No women's uniforms existed, so they made their own.
Eventually, they became the first two women pilots in Afghan air force history.
“The other students threw stones at us. We used to leave the classroom in protest - then our teachers would come out and apologise and we would go back in,” said Latifa.
FIGHTING AGAINST TALIBAN
After becoming pilots, Laliuma and Latifa were treated differently from the male graduates. During the war time, they were told to fly within the secure zones, avoiding the provinces with conflict and insurgency.
In 1996, the Taliban secured Kabul and Latifa and Laliuma moved to Mazar-e Sharif.

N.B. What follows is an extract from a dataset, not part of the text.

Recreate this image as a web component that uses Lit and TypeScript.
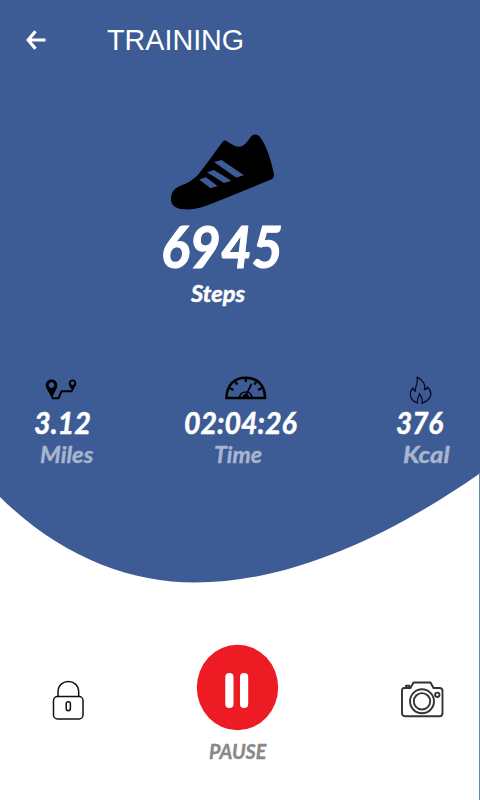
import { LitElement, html, css } from "lit";
import { customElement, property } from "lit/decorators.js";

@customElement("stat-item")
class StatItem extends LitElement {
  @property() value = "";
  @property() label = "";
  static styles = css`
    :host { display: flex; flex-direction: column; align-items: flex-start; font-family: "Lato", sans-serif; font-weight: 700; font-style: italic; white-space: nowrap; }
    .icon { height: 33px; display: flex; }
    .value { height: 32px; line-height: 32px; font-size: 30px; color: #fff; -webkit-text-stroke: 0.5px #fff; margin-left: var(--value-x, 0); transform: scaleX(var(--value-scale, 1)); transform-origin: 0 50%; }
    .label { height: 32px; line-height: 32px; font-size: 23px; color: #a9b4cf; -webkit-text-stroke: 0.4px #a9b4cf; margin-left: var(--label-x, 0); transform: scaleX(var(--label-scale, 1)); transform-origin: 0 50%; }
  `;
  render() {
    return html`
      <div class="icon"><slot></slot></div>
      <div class="value">${this.value}</div>
      <div class="label">${this.label}</div>
    `;
  }
}

@customElement("app-root")
class AppRoot extends LitElement {
  static styles = css`
    :host { display: block; width: 480px; height: 800px; }
    svg { display: block; overflow: visible; }
    .screen { position: relative; width: 480px; height: 800px; overflow: hidden; background: #fff; display: flex; flex-direction: column; isolation: isolate; }
    .backdrop { position: absolute; inset: 0; z-index: -1; }
    header { height: 80px; display: flex; align-items: center; padding-left: 26px; box-sizing: border-box; }
    .title { margin: 0 0 0 61px; font: 400 29px/40px "Liberation Sans", sans-serif; color: #fff; transform: scaleX(0.99); transform-origin: 0 50%; }
    .hero { height: 293px; display: flex; flex-direction: column; align-items: flex-start; font-family: "Lato", sans-serif; font-weight: 700; font-style: italic; color: #fff; }
    .shoe { margin: 54px 0 0 170px; }
    .count { margin: 4px 0 0 161px; height: 64px; line-height: 64px; font-size: 58px; -webkit-text-stroke: 1.1px #fff; transform: scaleX(0.925); transform-origin: 0 50%; }
    .unit { margin: -1px 0 0 191px; height: 32px; line-height: 32px; font-size: 23px; -webkit-text-stroke: 0.5px #fff; transform: scaleX(1.03); transform-origin: 0 50%; }
    .stats { display: grid; grid-template-columns: 160px 160px 160px; height: 267px; align-items: start; }
    .miles { --value-x: 34px; --label-x: 40px; --value-scale: 0.96; --label-scale: 1.03; }
    .time { --value-x: 24px; --label-x: 54px; --value-scale: 0.95; }
    .kcal { --value-x: 76px; --label-x: 83px; --value-scale: 0.93; --label-scale: 1.12; }
    .miles svg { margin-left: 45px; }
    .time svg { margin-left: 65px; }
    .kcal svg { margin-left: 89px; }
    .controls { display: grid; grid-template-columns: 160px 160px 160px; align-items: start; }
    button { border: 0; padding: 0; background: none; display: block; }
    .lock { margin: 40px 0 0 52px; }
    .camera { margin: 40px 0 0 80px; }
    .pause { margin: 4px 0 0 36px; }
    .pause-label { margin: 4px 0 0 49px; font: italic 700 21px/30px "Lato", sans-serif; color: #8a8788; -webkit-text-stroke: 0.4px #8a8788; transform: scaleX(0.94); transform-origin: 0 50%; white-space: nowrap; }
  `;
  render() {
    return html`
      <div class="screen">
        <svg class="backdrop" width="480" height="800" viewBox="0 0 480 800">
          <path fill="#3d5c95" d="M0 0H480V473.5L479 474C390 536 290 582.5 195 582.5C128 582.5 60 556 0 497Z" />
          <path fill="#5b8cc0" d="M479 474h1v326h-1z" />
        </svg>
        <header>
          <svg width="20" height="20" viewBox="0 0 20 20" fill="none" stroke="#fff" stroke-width="3.2">
            <path d="M19.500 10H2M9.500 1.300L2.200 10l7.300 8.700" />
          </svg>
          <h1 class="title">TRAINING</h1>
        </header>
        <section class="hero">
          <svg class="shoe" width="105" height="76" viewBox="0 0 105 76">
            <path d="M52.500 8Q54.500 5.500 57 7.500L65 12C71 14 75 11.500 79.500 4.500C82.500-.5 87.500-.5 90 3C97 12 101 27 104 40Q104.500 44 101 45.500L46 68C34 73 24 76 14 75.300C4 75 .5 70 1 64C1.500 57.500 5 54 11 51.500C18 49 24 45.500 29 39.500C37 29.500 44 19 52.500 8Z" />
            <g fill="#3d5c95">
              <path d="M44 28l7.500-2 22.500 15.200-8 2.200z" />
              <path d="M37 38.200l7-2.200 17.300 10.800-7.300 2.200z" />
              <path d="M29 45.500l7-2.200 11.500 8.700-7 2.200z" />
            </g>
          </svg>
          <div class="count">6945</div>
          <div class="unit">Steps</div>
        </section>
        <section class="stats">
          <stat-item class="miles" value="3.12" label="Miles">
            <svg width="32" height="30" viewBox="0 0 32 30">
              <path fill-rule="evenodd" d="M6.500 6.500C10 6.500 12.300 9 12.300 12C12.300 16 9 19 7 26C4.500 19 .7 16 .7 12C.7 9 3 6.500 6.500 6.500ZM6.500 9.300a2.800 2.800 0 1 0 .01 0Z" />
              <path fill-rule="evenodd" d="M27.500 6.500C30 6.500 31.300 8.300 31.300 10.200C31.300 13 29 14.500 27.500 18.500C26 14.500 23.700 13 23.700 10.200C23.700 8.300 25.500 6.500 27.500 6.500ZM27.500 8.300a1.800 1.800 0 1 0 .01 0Z" />
              <path d="M7 25.200h6.500l3-7h11" fill="none" stroke="#000" stroke-width="2" stroke-linejoin="round" />
            </svg>
          </stat-item>
          <stat-item class="time" value="02:04:26" label="Time">
            <svg width="42" height="28" viewBox="0 0 42 28" fill="none" stroke="#000">
              <path d="M1.500 25C1.500 12.500 9 4.700 20.800 4.700S40 12.500 40 25Z" stroke-width="2.600" />
              <path d="M20.800 5v4M10 8.500l2.500 3M31.700 8.500l-2.500 3M4.500 15l4 2M37 15l-4 2" stroke-width="2.200" />
              <path d="M14.500 25c.5-8 12-8 12.500 0M21.500 21L26.500 11" stroke-width="1.700" />
              <path d="M17.500 25c.5-5 6-5.500 6.500 0z" fill="#000" />
            </svg>
          </stat-item>
          <stat-item class="kcal" value="376" label="Kcal">
            <svg width="24" height="31" viewBox="0 0 24 31" fill="none" stroke="#050c23" stroke-width="1.300" stroke-linejoin="round">
              <path d="M8 4.200C14 7 17 12 15.500 16.500C17.500 16.500 18 15.500 18.500 14C25 21 21.500 27 12.800 30.300C14.500 26 12 24 10.500 20.500C10 24 7.500 26 8.500 30C.5 27 -.5 20 4 15C4.500 17 4.500 17.500 6.500 18C5.500 14 10 9 8 4.200Z" />
            </svg>
          </stat-item>
        </section>
        <section class="controls">
          <button class="lock" aria-label="Lock">
            <svg width="33" height="41" viewBox="0 0 33 41" fill="none" stroke="#111" stroke-width="1.500">
              <rect x="1.500" y="16.500" width="29.500" height="22.500" rx="4" />
              <path d="M6 16.500V12C6 -2 26.700 -2 26.700 12V16.500" />
              <rect x="14.200" y="21.700" width="4.200" height="9" rx="2.100" />
            </svg>
          </button>
          <div>
            <button class="pause" aria-label="Pause">
              <svg width="84" height="88" viewBox="0 0 84 88">
                <ellipse cx="41.500" cy="43.500" rx="40.700" ry="42.700" fill="#ed1c24" />
                <rect x="29.300" y="29" width="8.200" height="35" rx="4" fill="#fff" />
                <rect x="44" y="29" width="8.200" height="35" rx="4" fill="#fff" />
              </svg>
            </button>
            <div class="pause-label">PAUSE</div>
          </div>
          <button class="camera" aria-label="Camera">
            <svg width="44" height="40" viewBox="0 0 44 40" fill="none" stroke="#333" stroke-width="1.900" stroke-linejoin="round">
              <path d="M4 8H10.500L13.500 2.500H30.500L33.500 8H39.500Q42.500 8 42.500 11V33Q42.500 36.200 39.500 36.200H5Q2 36.200 2 33V11Q2 8 4 8Z" />
              <path d="M6 8V5.800H9.500V8" />
              <circle cx="22" cy="21.300" r="12" />
              <circle cx="22" cy="21.300" r="8.200" />
              <circle cx="37.300" cy="14.800" r="2.200" />
            </svg>
          </button>
        </section>
      </div>
    `;
  }
}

“General Dostum was commander at the time in northern Afghanistan and he helped us a lot, giving us a secure place to live. He wanted the news to go out all over the world that he was a supporter of women's rights. During his time we flew missions - we fought the Taliban,” Latifa said.
But before long, the women were forced to flee to Pakistan, where they wove carpets for several years, keeping a low profile and fearing for their lives.
Eventually they were able to return to Kabul.
Latifa and Laliuma were both married, and in 2006 they became pregnant within weeks of one another.
They kept the news quiet from their commanding officers for as long as possible.
They even took part in a lot of missions during their pregnancies.
She gave birth to her daughter, Malalai in due time. However, due to a complication during pregnancy, Laliuma died, after giving birth to a daughter, Mariam.
Latifa breast-fed her niece as well as her own daughter, with her mother helping with childcare. She went back to work within months of giving birth.
A NEW DREAM
“Unfortunately, there was nobody to take care of my daughter at home and there is no kindergarten in the military. So most of the time I took Malalai with me in the helicopter,” Latifa told the BBC.
“She has grown up in a helicopter - sometimes I think she's not my daughter, but the helicopter's daughter!” she said.
She was almost two months' old when Latifa took her on her maiden voyage.
“She would fall into a deep sleep and wasn't any problem. As she grew up, she'd stand next to me and whenever she felt sleepy she would lay her head on my shoulder and fall asleep,” said Latifa.
“When our American advisers saw this they would say, "Don't keep her here, she'll be in danger - put her in the cabin." But Malalai used to cling onto my clothes and say, "Mum, I don't want to go there, I don't want to go there!" she added.
Customarily, when you ask a kid whose child they are they give their father's name, but Malalai always says "I am the daughter of Pilot Latifa". That shows her immense pride of her mother.
“My ambition is for her to go to space - to become the first astronaut for Afghanistan. I hope my country will provide such opportunities by the time Malalai has grown up,” said a hopeful Latifa.